The whole time I toured the school, I wondered if the district might be able to put AC in more classrooms had they not spent elsewhere – say, for example, on multi-million dollar stadiums.

That’s a tricky one to answer. That is, even without the stadiums, we can’t say the district would have necessarily installed air conditioning in more schools.

But it does beg a question I can answer, one that was tweeted this week by VOSD-supporter Andy Kopp.

Question: What rationale is San Diego Unified using to justify spending millions on football stadiums? – Andy Kopp, reader (I paraphrased the question)

When we dug into this issue last spring, the district had spent $107 million on athletic facilities – about $14 million more than it had spent on air conditioning.

After we found seemingly routine repairs — like a leaky ceiling at Hoover High – had been put on the backburner while spending on stadiums and athletic facilities took precedence, we pressed district officials for an explanation.

Here are five reasons the district has given for why it has prioritized stadiums.

Equity

This is the first reason listed, and the one that’s easiest to swallow.
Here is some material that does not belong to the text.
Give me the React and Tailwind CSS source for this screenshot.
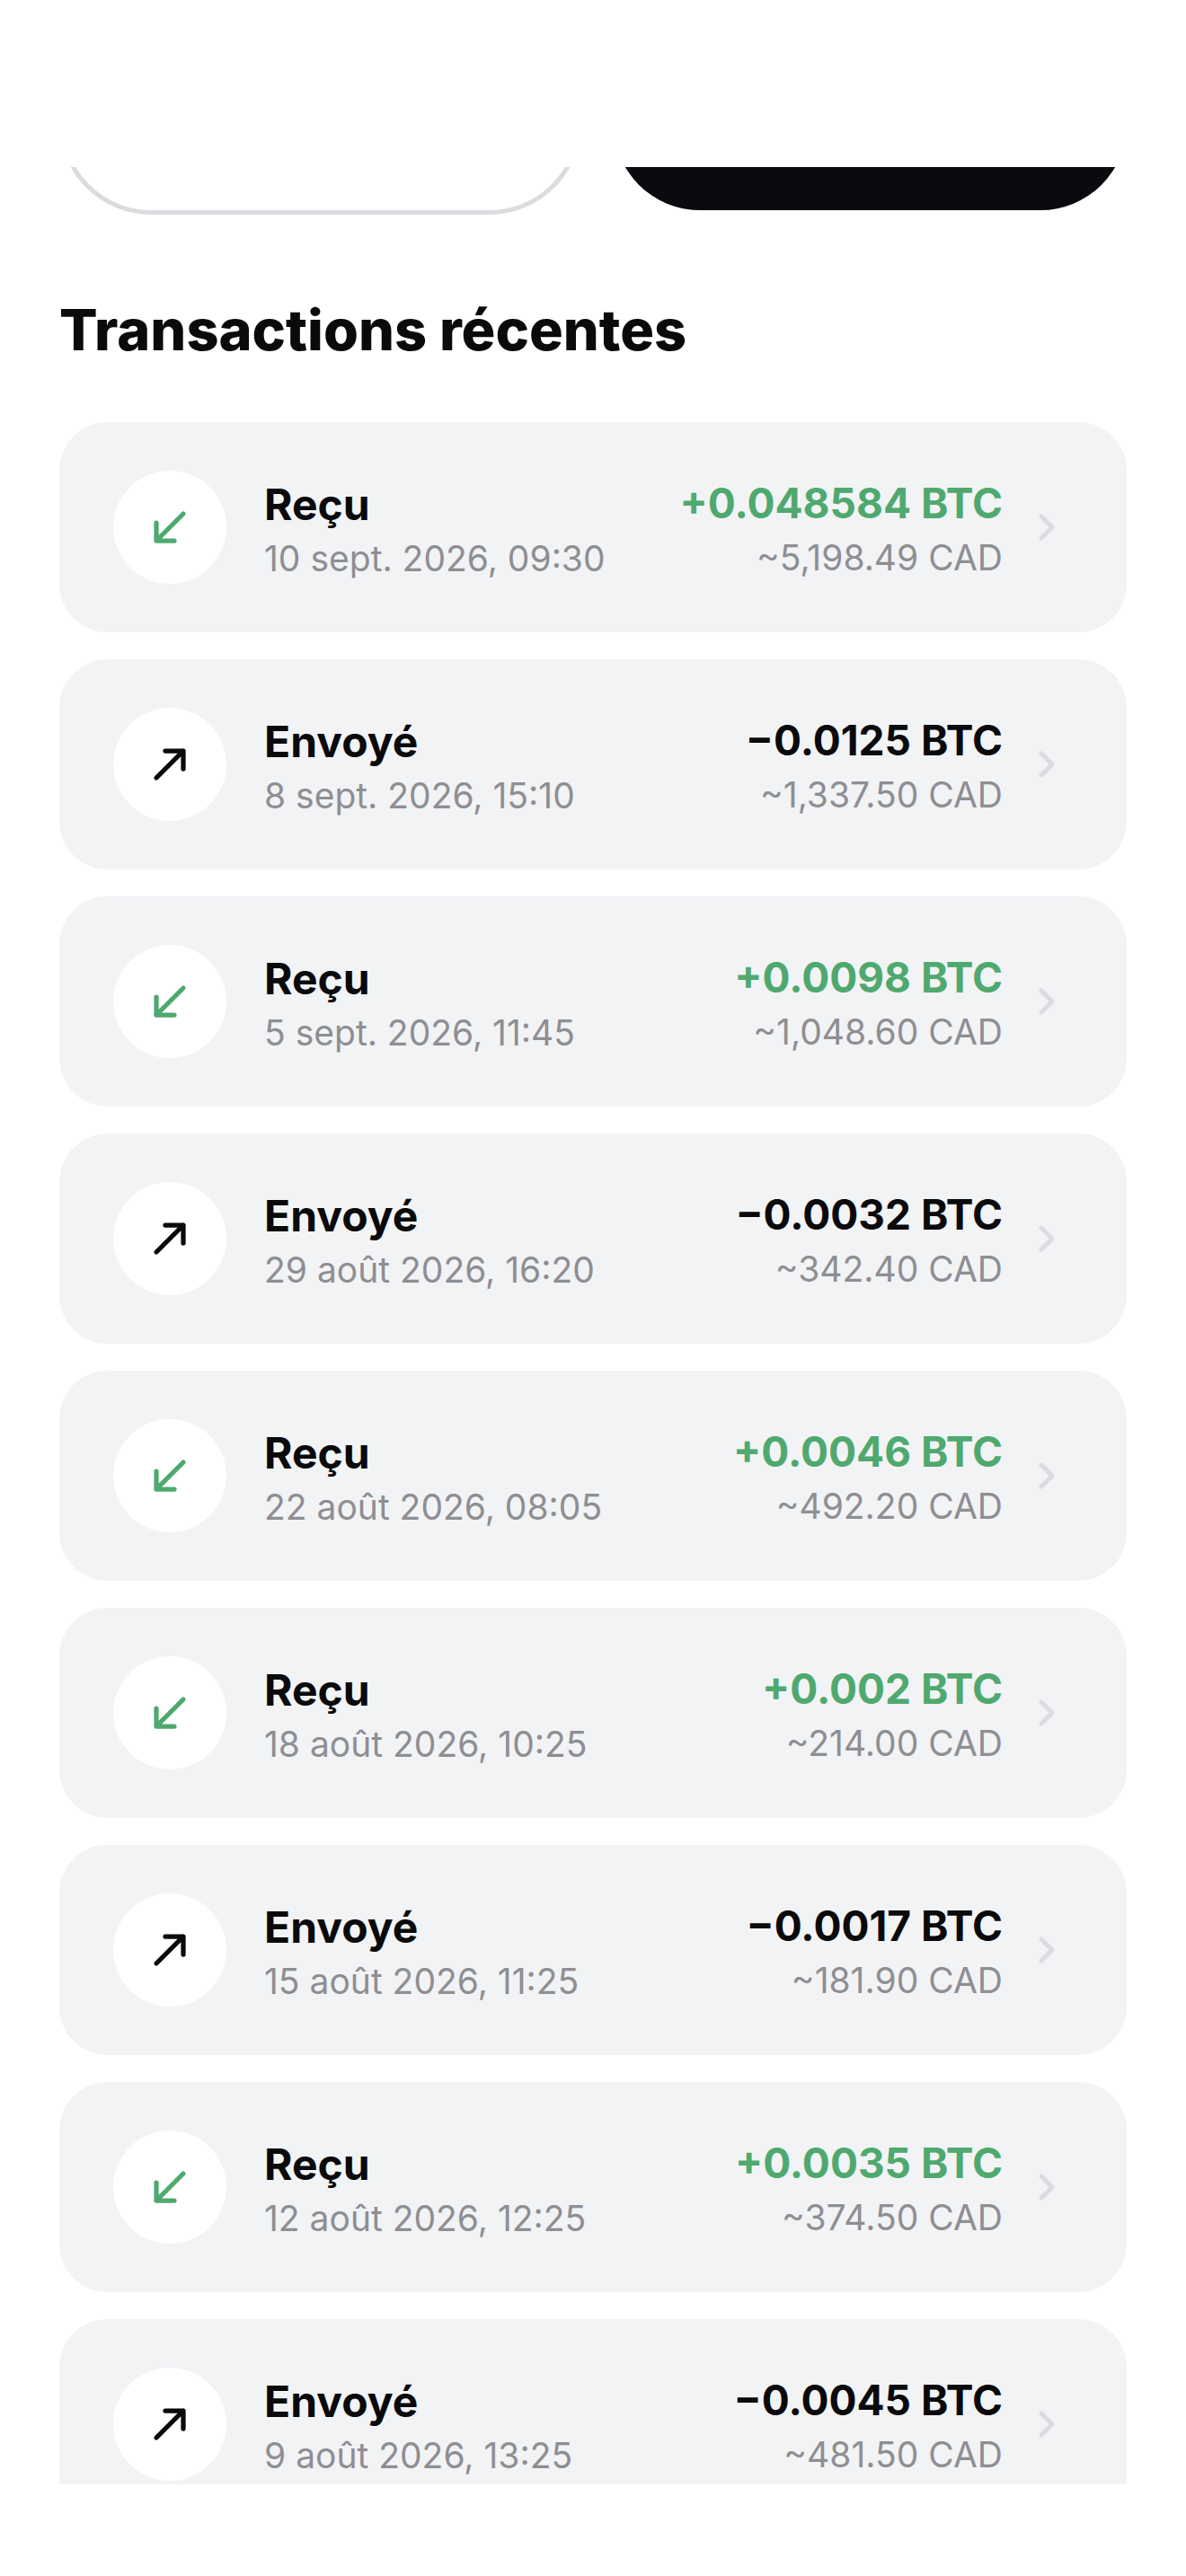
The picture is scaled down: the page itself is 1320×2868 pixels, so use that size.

Because some schools have nice stadiums, all schools should have nice stadiums.

This seems fair and straightforward. But then again, there are also disparities between schools in the quality of their classrooms – things that more directly impact teaching, learning, and safety. We found the doors and windows were so old at Hoover High, for example, maintenance staff couldn’t properly secure the building from break-ins at night.

Curb Appeal

You had to love former trustee Scott Barnett – his quotes were always colorful and impolitic. He gave us his rationale straight. Here, he reminds us that priorities are set by school board members, and school board members are politicians:

“The things that people want to prioritize aren’t always the things we need to prioritize,” Barnett said. “It’s about what the parents want and what the politicians want. Look, you can’t do a ribbon-cutting on new plumbing, right? But you can do it on a new stadium.”

Andy Berg, chair of the Independent Citizens Oversight Committee that was appointed to monitor bond projects, echoed Barnett:

“Repairs aren’t sexy. Stadiums are sexy,” he said. Berg was a major supporter of Proposition Z, which raised property taxes $66 for every $100,000 of property value someone owns in the school district’s boundaries.

Stadiums Raise Test Scores

Berg went further still, suggesting that cool facilities help kids feel better about their schools, which in turn ups their academic performance.

If you take the asbestos out of the wall, do kids feel any better about where they go to school? But if they have a new stadium, that means something. Kids feel a connection to their school. They take pride in their surroundings, they feel more comfortable, which leads to better test scores,” Berg said.

It’s tempting to snark this argument, but in a 2011 board presentation, the district pointed to research that showed better facilities correlate to higher academic performance, when students’ socioeconomic statuses are controlled.

And at the very least, the district has evidence to suggest better facilities help lure parents and students.

The wrench in this theory, of course, is Lincoln High. (Sorry, Hornets). Academics there have been shaky since 2007, when it reopened with a sparkling $129 million campus, including a new stadium.

People With Disabilities

If we’re going to have stadiums, they need to be wheelchair accessible. And as long as we’re making stadium renovations, we might as well go all in.

This is also a defensible argument. But if the only objective was to make stadiums more accessible, it would spend a lot less money. The stadium at Mission Bay High cost the district $11 million.

America

This is one of my favorites. When I spoke to Lee Dulgeroff, the district’s facilities planning and construction officer, he mentioned that stadiums aren’t just places for football games. They’re also large gathering places for assemblies and graduation ceremonies. In that respect, they need to be accessible to everyone.

“You don’t know who’s going to arrive in a large assembly space,” Dulgeroff said. “It could be somebody’s grandmother, grandfather, mom, dad or a veteran returning home from war.”

In short, it’s downright un-American of you to question bond spending.

Ed Reads of The Week

Howard Blume was out with a good scoop this week after he obtained a memo outlining the Broad Foundation’s plan to greatly expand charter schools in Los Angeles.

Los Angeles Unified School District officials took exception to the idea their students would be better served in charter schools, and viewed the plan as an attack on their work. The plan, ambitious in scope, would double the number of charter schools in a city that already has more than anywhere else in the country.

Education Secretary Arne Duncan is a layered man. On the basketball court, he’s known as Cobra. He splits the political middle, seemingly appeasing nobody. The loyalty – and vitriol – he inspires brings people to tears (weirdly, multiple times in this article).

It’s a great profile, one which describes the warfare that lines the trenches of education-policy dealings.

Some of his reforms won’t stand the test of time. Which makes me wonder if the net gain in education is whatever is left over when the current administration, superintendent or principal undoes the work of his predecessor.